Inspired by traditional biographies glossing over the formative part of
the subjects’ lives, Daniel Wolff has written HOW LINCOLN LEARNED TO READ:
Twelve Great Americans and the Education That Made Them Great.
Beginning with Benjamin Franklin and ending with Elvis Presley,
prize-winning author Daniel Wolff creates a series of intimate,
interlocking portraits of notable Americans that track the nation’s
developing notion of what it means to get a “good education.” From
the stubborn early feminism of Abigail Adams to the “miracle” of Helen
Keller, from the savage childhood of Andrew Jackson to the academic
ambitions of W.E.B. Du Bois, a single, fascinating narrative emerges.
It connects the illiterate Sojourner Truth to the privileged Jack Kennedy,
takes us from Paiute Indians scavenging on western deserts to the birth of
Henry Ford’s assembly line.
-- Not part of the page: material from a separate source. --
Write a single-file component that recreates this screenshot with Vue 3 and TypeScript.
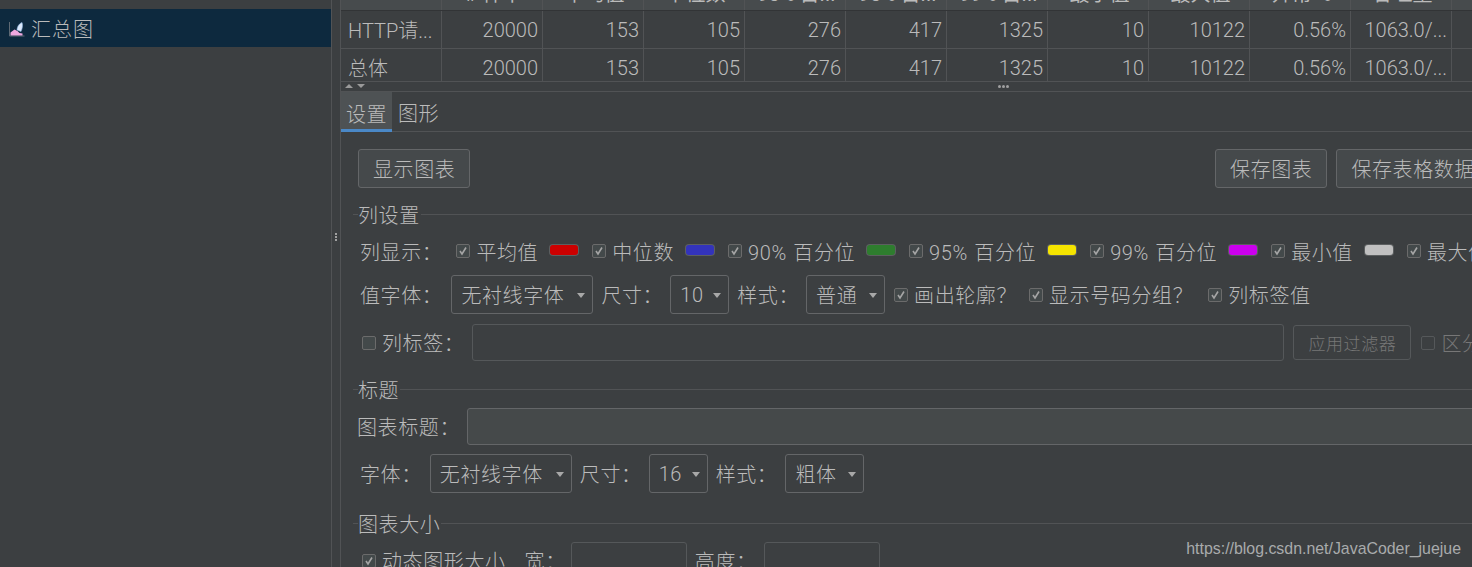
<script setup lang="ts">
// summary report panel, dark IDE theme
const headers = ['Label', '# 样本', '平均值', '中位数', '90% 百...', '95% 百...', '99% 百...', '最小值', '最大值', '异常 %', '吞吐量', '接']
const rows = [
  ['HTTP请...', '20000', '153', '105', '276', '417', '1325', '10', '10122', '0.56%', '1063.0/...', ''],
  ['总体', '20000', '153', '105', '276', '417', '1325', '10', '10122', '0.56%', '1063.0/...', '']
]
const series = [
  { name: '平均值', color: '#cc0000' },
  { name: '中位数', color: '#3333bb' },
  { name: '90% 百分位', color: '#2e7d2e' },
  { name: '95% 百分位', color: '#f5e400' },
  { name: '99% 百分位', color: '#cc00ee' },
  { name: '最小值', color: '#c0c0c0' }
]
</script>

<template>
  <div class="app">
    <aside class="tree">
      <div class="tree-row clipped">察看结果树</div>
      <div class="tree-row selected">
        <svg class="chart-icon" width="18" height="16" viewBox="0 0 18 16">
          <path d="M1.500 1v14h15" fill="none" stroke="#5f6a74" stroke-width="1" />
          <path d="M2.500 14.500v-3l4-3 3 1.500 2 2 3 .5v2z" fill="#f0a8e0" />
          <path d="M9 9c0-3 2-6.500 5-7.500 1 2 .5 6-1 9z" fill="#dbe8fa" stroke="#8fb4e0" stroke-width=".6" />
        </svg>
        <span>汇总图</span>
      </div>
    </aside>

    <div class="divider"><i></i><i></i><i></i></div>

    <main class="panel">
      <div class="table">
        <div class="table-row head">
          <div v-for="h in headers" :key="h" class="cell">{{ h }}</div>
        </div>
        <div v-for="(row, r) in rows" :key="r" class="table-row">
          <div v-for="(c, i) in row" :key="i" class="cell" :class="{ num: i > 0 }">{{ c }}</div>
        </div>
      </div>

      <div class="split">
        <span class="arrow up"></span>
        <span class="arrow down"></span>
        <span class="grip"><i></i><i></i><i></i></span>
      </div>

      <div class="tabs">
        <div class="tab active">设置</div>
        <div class="tab">图形</div>
      </div>

      <div class="form">
        <div class="buttons">
          <button class="btn">显示图表</button>
          <button class="btn push">保存图表</button>
          <button class="btn">保存表格数据</button>
        </div>

        <div class="legend first"><span>列设置</span></div>

        <div class="row show-row">
          <span class="label">列显示：</span>
          <template v-for="s in series" :key="s.name">
            <label class="check">
              <span class="box on"><svg width="10" height="10" viewBox="0 0 10 10"><path d="M2 5l2 3 4-6.500" fill="none" stroke="#a5a5a5" stroke-width="1.600" /></svg></span>
              {{ s.name }}
            </label>
            <span class="swatch" :style="{ background: s.color }"></span>
          </template>
          <label class="check">
            <span class="box on"><svg width="10" height="10" viewBox="0 0 10 10"><path d="M2 5l2 3 4-6.500" fill="none" stroke="#a5a5a5" stroke-width="1.600" /></svg></span>
            最大值
          </label>
        </div>

        <div class="row font-row">
          <span class="label value-label">值字体：</span>
          <div class="select wide">无衬线字体<b></b></div>
          <span class="label">尺寸：</span>
          <div class="select small">10<b></b></div>
          <span class="label">样式：</span>
          <div class="select mid">普通<b></b></div>
          <label class="check c1">
            <span class="box on"><svg width="10" height="10" viewBox="0 0 10 10"><path d="M2 5l2 3 4-6.500" fill="none" stroke="#a5a5a5" stroke-width="1.600" /></svg></span>
            画出轮廓？
          </label>
          <label class="check c2">
            <span class="box on"><svg width="10" height="10" viewBox="0 0 10 10"><path d="M2 5l2 3 4-6.500" fill="none" stroke="#a5a5a5" stroke-width="1.600" /></svg></span>
            显示号码分组？
          </label>
          <label class="check c3">
            <span class="box on"><svg width="10" height="10" viewBox="0 0 10 10"><path d="M2 5l2 3 4-6.500" fill="none" stroke="#a5a5a5" stroke-width="1.600" /></svg></span>
            列标签值
          </label>
        </div>

        <div class="row filter-row">
          <label class="check"><span class="box"></span>列标签：</label>
          <div class="input filter"></div>
          <button class="btn disabled">应用过滤器</button>
          <label class="check off"><span class="box"></span>区分大小写</label>
        </div>

        <div class="legend title-legend"><span>标题</span></div>

        <div class="row title-row">
          <span class="label">图表标题：</span>
          <div class="input title-input"></div>
        </div>

        <div class="row font-row second">
          <span class="label">字体：</span>
          <div class="select wide">无衬线字体<b></b></div>
          <span class="label">尺寸：</span>
          <div class="select small">16<b></b></div>
          <span class="label">样式：</span>
          <div class="select mid">粗体<b></b></div>
        </div>

        <div class="legend size-legend"><span>图表大小</span></div>

        <div class="row size-row">
          <label class="check">
            <span class="box on"><svg width="10" height="10" viewBox="0 0 10 10"><path d="M2 5l2 3 4-6.500" fill="none" stroke="#a5a5a5" stroke-width="1.600" /></svg></span>
            动态图形大小
          </label>
          <span class="label w">宽：</span>
          <div class="input size"></div>
          <span class="label h">高度：</span>
          <div class="input size"></div>
        </div>
      </div>
    </main>

    <div class="watermark">https://blog.csdn.net/JavaCoder_juejue</div>
  </div>
</template>

<style scoped>
.app {
  position: relative;
  display: flex;
  width: 1472px;
  height: 567px;
  overflow: hidden;
  background: #3c3f41;
  color: #bbbbbb;
  font-family: Roboto, "Noto Sans CJK SC", sans-serif;
  font-size: 20px;
  font-weight: 300;
}

/* left tree */
.tree {
  width: 331px;
  flex: none;
  border-right: 1px solid #515355;
}
.tree-row {
  height: 38px;
  display: flex;
  align-items: center;
  gap: 5px;
  padding-left: 8px;
  letter-spacing: 1px;
  box-sizing: border-box;
}
.tree-row.clipped {
  margin-top: -29px;
  padding-left: 32px;
  font-size: 17px;
}
.tree-row.selected {
  background: #0d293e;
  padding-top: 1px;
}
.chart-icon {
  flex: none;
}

.divider {
  width: 9px;
  flex: none;
  display: flex;
  flex-direction: column;
  align-items: center;
  justify-content: center;
  gap: 1px;
  padding-bottom: 93px;
  box-sizing: border-box;
  border-right: 1px solid #515355;
}
.divider i {
  width: 2px;
  height: 2px;
  background: #a0a0a0;
}

.panel {
  width: 1131px;
  flex: none;
  display: flex;
  flex-direction: column;
  overflow: hidden;
}

/* results table */
.table {
  height: 82px;
  overflow: hidden;
  flex: none;
  border-bottom: 1px solid #515355;
  box-sizing: border-box;
}
.table-row {
  display: grid;
  grid-template-columns: repeat(12, 101px);
  height: 38px;
  border-bottom: 1px solid #515355;
  box-sizing: border-box;
}
.table-row.head {
  margin-top: -27px;
  background: #474b4d;
  border-bottom-color: #323436;
  font-weight: 400;
}
.cell {
  display: flex;
  align-items: center;
  padding: 0 4px 0 7px;
  border-right: 1px solid #515355;
  white-space: nowrap;
  overflow: hidden;
  box-sizing: border-box;
}
.head .cell {
  justify-content: center;
  padding-top: 2px;
}
.cell.num {
  justify-content: flex-end;
}

/* splitter */
.split {
  position: relative;
  height: 9px;
  flex: none;
  border-bottom: 1px solid #515355;
}
.arrow {
  position: absolute;
  top: 2px;
  width: 0;
  height: 0;
  border-left: 4px solid transparent;
  border-right: 4px solid transparent;
}
.arrow.up {
  left: 4px;
  border-bottom: 4px solid #9a9a9a;
}
.arrow.down {
  left: 16px;
  border-top: 4px solid #9a9a9a;
}
.grip {
  position: absolute;
  left: 657px;
  top: 3px;
  display: flex;
  gap: 1px;
}
.grip i {
  width: 3px;
  height: 3px;
  border-radius: 50%;
  background: #a0a0a0;
}

/* tabs */
.tabs {
  display: flex;
  height: 40px;
  flex: none;
  border-bottom: 1px solid #515355;
  box-sizing: border-box;
  letter-spacing: 0.6px;
}
.tab {
  width: 51px;
  display: flex;
  align-items: center;
  justify-content: center;
  box-sizing: border-box;
  padding-top: 2px;
  margin-right: 1px;
}
.tab.active {
  background: #4e5254;
  box-shadow: inset 0 -3px 0 #4a88c7;
  height: 40px;
}

/* form */
.form {
  width: 1161px;
  box-sizing: border-box;
  padding: 17px 12px 0 0;
  letter-spacing: 0.6px;
}
.buttons {
  display: flex;
  padding-left: 17px;
  gap: 9px;
}
.btn {
  height: 39px;
  padding: 0 14px;
  font: inherit;
  letter-spacing: inherit;
  color: #bbbbbb;
  background: #45494b;
  border: 1px solid #646668;
  border-radius: 3px;
  white-space: nowrap;
  box-sizing: border-box;
}
.btn.push {
  margin-left: auto;
}

.legend {
  display: flex;
  align-items: center;
  height: 24px;
  padding-left: 12px;
}
.legend span {
  margin-top: -2px;
}
.legend::before,
.legend::after {
  content: "";
  height: 1px;
  margin-bottom: 2px;
  background: #515355;
}
.legend::before {
  width: 5px;
  flex: none;
}
.legend::after {
  flex: 1;
  margin-left: 1px;
}
.legend.first {
  margin-top: 15px;
}
.legend.title-legend {
  margin-top: 17px;
}
.legend.size-legend {
  margin-top: 19px;
}

.row {
  display: flex;
  align-items: center;
  white-space: nowrap;
}
.row > * {
  flex: none;
}
.show-row {
  height: 24px;
  margin-top: 12px;
  padding-left: 19px;
  word-spacing: 1px;
}
.show-row .label {
  margin-right: 14px;
}
.swatch {
  width: 28px;
  height: 10px;
  margin: -2px 14px 0 12px;
  border-radius: 3px;
  box-shadow: 0 0 0 1px #5c5f60;
}
.check {
  display: inline-flex;
  align-items: center;
  gap: 6px;
}
.box {
  width: 14px;
  height: 14px;
  flex: none;
  display: flex;
  align-items: center;
  justify-content: center;
  box-sizing: border-box;
  border: 1px solid #6b6b6b;
  border-radius: 2px;
  background: #43494a;
}

.font-row {
  height: 39px;
  margin-top: 12px;
  padding-left: 19px;
  gap: 8px;
}
.value-label {
  margin-right: 1px;
}
.select {
  position: relative;
  height: 39px;
  display: flex;
  align-items: center;
  padding-left: 9px;
  box-sizing: border-box;
  border: 1px solid #646668;
  border-radius: 3px;
}
.select b {
  position: absolute;
  right: 7px;
  top: 17px;
  width: 0;
  height: 0;
  border-left: 4px solid transparent;
  border-right: 4px solid transparent;
  border-top: 5px solid #a8a8a8;
}
.select.wide {
  width: 142px;
}
.select.small {
  width: 59px;
  margin-left: -1px;
}
.select.mid {
  width: 79px;
  margin-left: -1px;
}
.second .select.mid {
  margin-left: 0;
}
.check.c1 {
  margin-left: 1px;
}
.check.c2 {
  margin-left: 4px;
}
.check.c3 {
  margin-left: 7px;
}

.filter-row {
  height: 37px;
  margin-top: 10px;
  padding-left: 21px;
}
.input {
  height: 37px;
  box-sizing: border-box;
  border: 1px solid #55585a;
  border-radius: 3px;
}
.filter {
  width: 812px;
  margin-left: 8px;
}
.btn.disabled {
  height: 35px;
  margin-left: 9px;
  padding: 0;
  width: 118px;
  font-size: 17px;
  color: #777777;
  background: transparent;
  border-color: #55585a;
}
.check.off {
  margin-left: 10px;
  color: #777777;
}
.check.off .box {
  border-color: #55585a;
  background: transparent;
}

.title-row {
  height: 37px;
  margin-top: 6px;
  padding-left: 16px;
}
.title-input {
  width: 1100px;
  margin-left: 7px;
  background: #45494a;
  border-color: #646668;
}

.font-row.second {
  margin-top: 9px;
}

.size-row {
  height: 37px;
  margin-top: 6px;
  padding-left: 21px;
}
.label.w {
  margin: 0 5px 0 19px;
}
.label.h {
  margin: 0 7px 0 8px;
}
.input.size {
  width: 116px;
}

.watermark {
  position: absolute;
  right: 11px;
  bottom: 9px;
  font-family: "Liberation Sans", sans-serif;
  font-size: 15.9px;
  font-weight: 400;
  color: #a9abac;
}
</style>

<style>
body {
  background: #3c3f41;
}
</style>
And as the book traces the education we
value—both in and outside the classroom—it becomes a history of key
American ideas. In the end, HOW LINCOLN LEARNED TO READ delivers
us to today’s headlines. Standardizing testing, achievement gaps,
the very purpose of public education—all have their roots in this
narrative. “This extended essay, in the form of a dozen
entertaining profiles of great Americans provides an unusual look at the
varieties of educational experience that shaped these groundbreakers.”
—Publishers Weekly (starred) “A riveting, original
examination of education inside and outside the classroom. Well
thought-out, well-argued and thoroughly engaging.” —Kirkus
(starred) Daniel Wolff is the author of 4th of July, Asbury Park,
picked as an Editor’s Choice in The New York Times Book Review. He has
written for publications from Vogue to Wooden Boat to Education Weekly.
His other books include You Send Me, two volumes of poetry, and
collaborations with the photographers Ernest Withers, Eric Meola, and
Danny Lyon. He is currently producing a documentary project on New
Orleans, Right to Return, with director Jonathan Demme.